While humans struggle over what to do about climate change, many other species already have a solution. A new study shows that animals, plants, and insects are responding quickly to changing temperatures, moving their habitats to cooler climates so swiftly that they've surprised scientists.

As our planet becomes a less habitable place, some creatures are emerging as survivors even as their cohorts perish due to habitat loss.

Among the survivors are the comma butterfly, which the British researchers found had moved 220 kilometers north over the past 40 years, from central England to Edinburgh. Cetti's warbler, a small bird native to England, had moved 150 kilometers north. And these are just two of the 2,000 animal and plant species that the team analyzed — some of whose numbers were diminishing because they couldn't move their homes for various reasons, and some of whom had climbed into mountains or moved north to escape elevated temperatures.


According to a release from Science, where the study was published last week, "the research team estimated that, on average, species have moved to higher elevations at 12.2 metres per decade and, more dramatically, to higher latitudes at 17.6 kilometres per decade."

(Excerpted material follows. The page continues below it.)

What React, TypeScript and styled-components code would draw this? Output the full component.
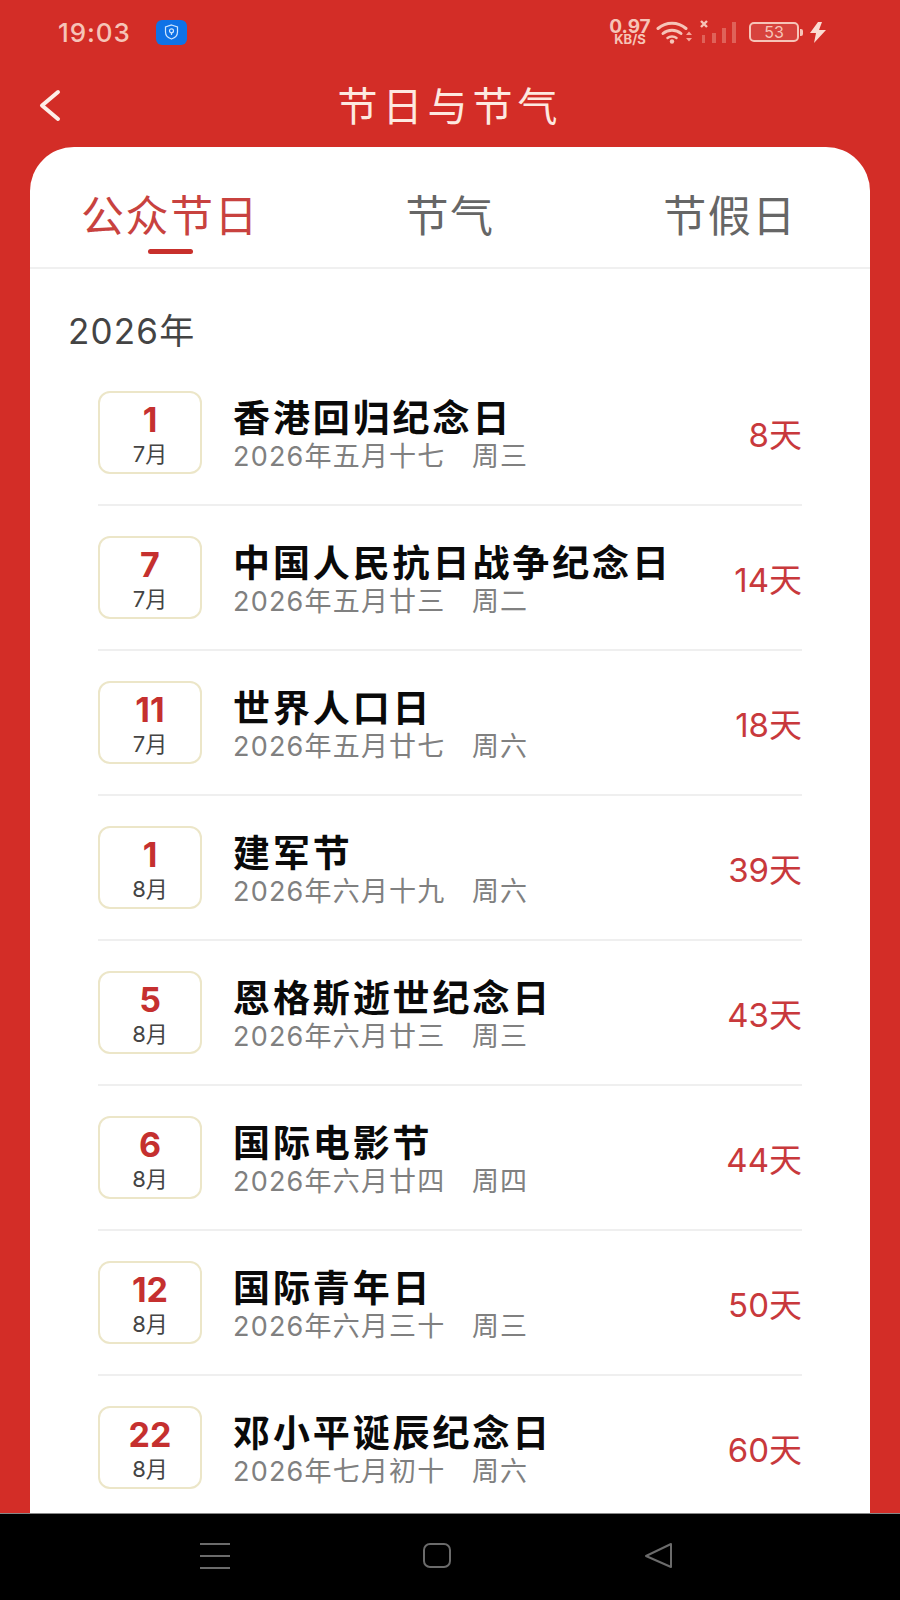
import React, { FC } from 'react'
import styled, { createGlobalStyle } from 'styled-components'

const FONT = 'Inter, "Noto Sans CJK SC", sans-serif'
const RED = '#d32d27'

const GlobalStyle = createGlobalStyle`
    html, body {
        margin: 0;
        padding: 0;
        background: ${RED};
    }
    * {
        box-sizing: border-box;
    }
`

const Page = styled.div`
    width: 900px;
    height: 1600px;
    display: flex;
    flex-direction: column;
    overflow: hidden;
    background: ${RED};
    font-family: ${FONT};
`

const StatusBar = styled.div`
    height: 64px;
    flex: none;
    display: flex;
    align-items: center;
    justify-content: space-between;
    padding: 0 74px 0 58px;
    color: #f6c4b8;
`

const StatusGroup = styled.div`
    display: flex;
    align-items: center;
`

const Time = styled.span`
    font-size: 26px;
    font-weight: 500;
    letter-spacing: 0.9px;
    margin-right: 25px;
`

const Badge = styled.div`
    width: 31px;
    height: 25px;
    border-radius: 6px;
    background: #0f72e6;
    display: flex;
    align-items: center;
    justify-content: center;
`

const Speed = styled.div`
    display: flex;
    flex-direction: column;
    align-items: center;
    width: 44px;
    margin-right: 4px;
    font-weight: 700;
`

const SpeedValue = styled.span`
    font-size: 19px;
    line-height: 14px;
`

const SpeedUnit = styled.span`
    font-size: 13px;
    line-height: 11px;
`

const Battery = styled.div`
    width: 50px;
    height: 20px;
    margin-left: 12px;
    border: 2px solid #f6c4b8;
    border-radius: 5px;
    background: rgba(255, 255, 255, 0.1);
    font-size: 16px;
    line-height: 16px;
    text-align: center;
`

const BatteryCap = styled.div`
    width: 3px;
    height: 7px;
    margin: 0 7px 0 1px;
    border-radius: 0 2px 2px 0;
    background: #f6c4b8;
`

const SignalGraphic = styled.svg`
    margin-left: 8px;
`

const Header = styled.div`
    position: relative;
    height: 83px;
    flex: none;
    display: flex;
    align-items: center;
    justify-content: center;
`

const BackButton = styled.div`
    position: absolute;
    left: 38px;
    top: 25px;
    display: flex;
`

const Title = styled.h1`
    margin: 0 0 4px;
    font-size: 40px;
    font-weight: 400;
    letter-spacing: 5px;
    color: #fde9e0;
`

const Card = styled.main`
    flex: 1;
    min-height: 0;
    margin: 0 30px;
    border-radius: 44px 44px 0 0;
    background: #fff;
    overflow: hidden;
`

const Tabs = styled.div`
    height: 122px;
    display: grid;
    grid-template-columns: repeat(3, 1fr);
    border-bottom: 2px solid #f0f0f0;
`

const Tab = styled.div<{ $active?: boolean }>`
    position: relative;
    display: flex;
    justify-content: center;
    padding-top: 40px;
    font-size: 43px;
    line-height: 58px;
    letter-spacing: 1.5px;
    color: ${p => (p.$active ? '#c8423f' : '#666')};

    &::after {
        content: '';
        display: ${p => (p.$active ? 'block' : 'none')};
        position: absolute;
        left: 50%;
        top: 102px;
        width: 45px;
        height: 5px;
        margin-left: -22px;
        border-radius: 3px;
        background: #c8302c;
    }
`

const Year = styled.div`
    padding: 42px 0 0 38px;
    height: 92px;
    font-size: 35px;
    line-height: 40px;
    letter-spacing: 1.2px;
    color: #444;
`

const List = styled.div`
    padding: 0 68px;
`

const Row = styled.div`
    height: 145px;
    display: flex;
    align-items: center;
    border-bottom: 2px solid #efefef;
`

const DateBox = styled.div`
    flex: none;
    width: 104px;
    height: 83px;
    border: 2px solid #ece6c8;
    border-radius: 12px;
    display: flex;
    flex-direction: column;
    align-items: center;
    padding-top: 8px;
`

const Day = styled.span`
    font-size: 34px;
    line-height: 38px;
    font-weight: 700;
    color: #c5302f;
`

const Month = styled.span`
    font-size: 22px;
    line-height: 30px;
    color: #444;
`

const Info = styled.div`
    flex: 1;
    margin-left: 31px;
    padding-top: 7px;
    min-width: 0;
`

const Name = styled.div`
    font-size: 37px;
    line-height: 42px;
    font-weight: 700;
    letter-spacing: 2.9px;
    color: #0a0a0a;
`

const Lunar = styled.div`
    font-size: 27px;
    line-height: 34px;
    letter-spacing: 1.2px;
    color: #808080;
    white-space: pre;
`

const Remain = styled.div`
    flex: none;
    font-size: 33px;
    color: #c8393c;
`

const NavBar = styled.nav`
    height: 87px;
    flex: none;
    display: flex;
    align-items: flex-start;
    justify-content: center;
    gap: 192px;
    padding: 28px 26px 0 0;
    background: #000;
    border-top: 1px solid #888;
`

interface Festival {
    day: number
    month: string
    name: string
    lunar: string
    remain: string
}

const festivals: Festival[] = [
    { day: 1, month: '7月', name: '香港回归纪念日', lunar: '2026年五月十七   周三', remain: '8天' },
    { day: 7, month: '7月', name: '中国人民抗日战争纪念日', lunar: '2026年五月廿三   周二', remain: '14天' },
    { day: 11, month: '7月', name: '世界人口日', lunar: '2026年五月廿七   周六', remain: '18天' },
    { day: 1, month: '8月', name: '建军节', lunar: '2026年六月十九   周六', remain: '39天' },
    { day: 5, month: '8月', name: '恩格斯逝世纪念日', lunar: '2026年六月廿三   周三', remain: '43天' },
    { day: 6, month: '8月', name: '国际电影节', lunar: '2026年六月廿四   周四', remain: '44天' },
    { day: 12, month: '8月', name: '国际青年日', lunar: '2026年六月三十   周三', remain: '50天' },
    { day: 22, month: '8月', name: '邓小平诞辰纪念日', lunar: '2026年七月初十   周六', remain: '60天' },
]

const ShieldIcon = () => (
    <svg width="15" height="16" viewBox="0 0 15 16" fill="none" stroke="#cfe6ff" strokeWidth="1.2">
        <path d="M7.5 1 L13.5 3 V8 C13.5 11.5 10.5 14 7.5 15 C4.5 14 1.5 11.5 1.5 8 V3 Z" />
        <circle cx="7.5" cy="6.8" r="2" />
        <path d="M7.5 8.8 V11" />
    </svg>
)

const WifiIcon = () => (
    <svg width="36" height="24" viewBox="0 0 36 24" fill="none" stroke="#f6c4b8" strokeLinecap="round">
        <path d="M2 8.5 C10 1.5 22 1.5 30 8.5" strokeWidth="3" />
        <path d="M7 13.5 C12 9 20 9 25 13.5" strokeWidth="3" />
        <path d="M11.5 18 C14 16 18 16 20.5 18" strokeWidth="2.5" />
        <circle cx="16" cy="21.5" r="2.2" fill="#f6c4b8" stroke="none" />
        <path d="M30 15 L36 15 L33 11.5 Z M30 18 L36 18 L33 21.5 Z" fill="#f6a59a" stroke="none" />
    </svg>
)

const SignalIcon = () => (
    <SignalGraphic width="37" height="24" viewBox="0 0 37 24">
        <path d="M1 1 L7 7 M7 1 L1 7" stroke="#f6c4b8" strokeWidth="2.4" />
        <g fill="#f6c4b8" opacity="0.35">
            <rect x="2" y="15" width="3" height="8" />
            <rect x="12" y="13" width="4" height="10" />
            <rect x="22" y="8" width="4" height="15" />
            <rect x="32" y="2" width="4" height="21" />
        </g>
    </SignalGraphic>
)

const BoltIcon = () => (
    <svg width="16" height="21" viewBox="0 0 16 21" fill="#fbdcd2">
        <path d="M8 0 L0 11 H6 L4 21 L16 8 H9 L12 0 Z" />
    </svg>
)

const BackIcon = () => (
    <svg width="24" height="34" viewBox="0 0 24 34" fill="none" stroke="#fdeee8" strokeWidth="4" strokeLinecap="round" strokeLinejoin="round">
        <path d="M20 3 L4 16.5 L20 30" />
    </svg>
)

const MenuIcon = () => (
    <svg width="30" height="28" viewBox="0 0 30 28" stroke="#6b6b6b" strokeWidth="2">
        <path d="M0 2 H30 M0 14 H30 M0 26 H30" />
    </svg>
)

const HomeIcon = () => (
    <svg width="30" height="28" viewBox="0 0 30 28" fill="none" stroke="#6b6b6b" strokeWidth="2">
        <rect x="2" y="2" width="26" height="23" rx="6" />
    </svg>
)

const ReturnIcon = () => (
    <svg width="30" height="28" viewBox="0 0 30 28" fill="none" stroke="#6b6b6b" strokeWidth="2" strokeLinejoin="round">
        <path d="M27 2 V25 L2 14 Z" />
    </svg>
)

const FestivalRow: FC<{ item: Festival }> = ({ item }) => (
    <Row>
        <DateBox>
            <Day>{item.day}</Day>
            <Month>{item.month}</Month>
        </DateBox>
        <Info>
            <Name>{item.name}</Name>
            <Lunar>{item.lunar}</Lunar>
        </Info>
        <Remain>{item.remain}</Remain>
    </Row>
)

export default function App() {
    return (
        <Page>
            <GlobalStyle />
            <StatusBar>
                <StatusGroup>
                    <Time>19:03</Time>
                    <Badge>
                        <ShieldIcon />
                    </Badge>
                </StatusGroup>
                <StatusGroup>
                    <Speed>
                        <SpeedValue>0.97</SpeedValue>
                        <SpeedUnit>KB/S</SpeedUnit>
                    </Speed>
                    <WifiIcon />
                    <SignalIcon />
                    <Battery>53</Battery>
                    <BatteryCap />
                    <BoltIcon />
                </StatusGroup>
            </StatusBar>
            <Header>
                <BackButton>
                    <BackIcon />
                </BackButton>
                <Title>节日与节气</Title>
            </Header>
            <Card>
                <Tabs>
                    <Tab $active>公众节日</Tab>
                    <Tab>节气</Tab>
                    <Tab>节假日</Tab>
                </Tabs>
                <Year>2026年</Year>
                <List>
                    {festivals.map(item => (
                        <FestivalRow key={item.name} item={item} />
                    ))}
                </List>
            </Card>
            <NavBar>
                <MenuIcon />
                <HomeIcon />
                <ReturnIcon />
            </NavBar>
        </Page>
    )
}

Conservation biologist and project lead Chris Thomas said:


These changes are equivalent to animals and plants shifting away from the Equator at around 20 cm per hour, for every hour of the day, for every day of the year. This has been going on for the last 40 years and is set to continue for at least the rest of this century.

Added ecologist and co-author Jane Hill:

We have taken the published literature and analysed it to detect what the overall pattern of change is, something that is not possible from an individual study. It's a summary of the state of world knowledge about how the ranges of species are responding to climate change. Our analysis shows that rates of response to climate change are two or three times faster than previously realised.

Does this mean that we're not going to see a mass extinction of the world's species from climate change? No. But what it does reveal is a pattern in how species respond when the planet heats up. The researchers point out that the most vulnerable species are ones who simply can't move because they require a very specialized niche or environment to survive. Unfortunately, many species are in this category.

This study also reveals that the natural world has been aware of the effects of global warming for at least forty years, and some species are adapting to it as best they can.